§ Prompt: Give again, word for word, each line from the top of the listing through the line that holds "const links = ['Portada', 'Adquisicion".
^^^^^^^^^^^^^^^^
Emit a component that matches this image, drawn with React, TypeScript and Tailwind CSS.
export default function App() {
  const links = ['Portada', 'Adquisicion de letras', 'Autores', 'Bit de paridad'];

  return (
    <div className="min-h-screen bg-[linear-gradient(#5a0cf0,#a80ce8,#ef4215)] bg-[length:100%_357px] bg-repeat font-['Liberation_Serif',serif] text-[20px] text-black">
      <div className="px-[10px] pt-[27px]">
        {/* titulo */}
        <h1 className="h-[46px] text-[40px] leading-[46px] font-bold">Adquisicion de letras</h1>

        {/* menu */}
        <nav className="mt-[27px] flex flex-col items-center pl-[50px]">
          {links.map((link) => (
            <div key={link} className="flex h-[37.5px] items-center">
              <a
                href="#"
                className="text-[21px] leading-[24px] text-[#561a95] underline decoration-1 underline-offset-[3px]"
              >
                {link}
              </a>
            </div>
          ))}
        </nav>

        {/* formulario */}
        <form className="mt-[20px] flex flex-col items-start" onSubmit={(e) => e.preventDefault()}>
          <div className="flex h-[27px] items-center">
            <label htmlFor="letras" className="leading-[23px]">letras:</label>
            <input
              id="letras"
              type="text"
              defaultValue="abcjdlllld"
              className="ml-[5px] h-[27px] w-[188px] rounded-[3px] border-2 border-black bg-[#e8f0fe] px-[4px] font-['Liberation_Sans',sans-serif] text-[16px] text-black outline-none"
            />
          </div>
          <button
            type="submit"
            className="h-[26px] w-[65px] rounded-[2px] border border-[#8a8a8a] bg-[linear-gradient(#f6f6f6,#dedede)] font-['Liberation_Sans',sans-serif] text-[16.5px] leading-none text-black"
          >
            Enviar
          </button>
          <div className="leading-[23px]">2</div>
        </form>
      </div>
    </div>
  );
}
^^^^^^^^^^^^^^^^
§ Problem solution:
Emit a component that matches this image, drawn with React, TypeScript and Tailwind CSS.
export default function App() {
  const links = ['Portada', 'Adquisicion de letras', 'Autores', 'Bit de paridad'];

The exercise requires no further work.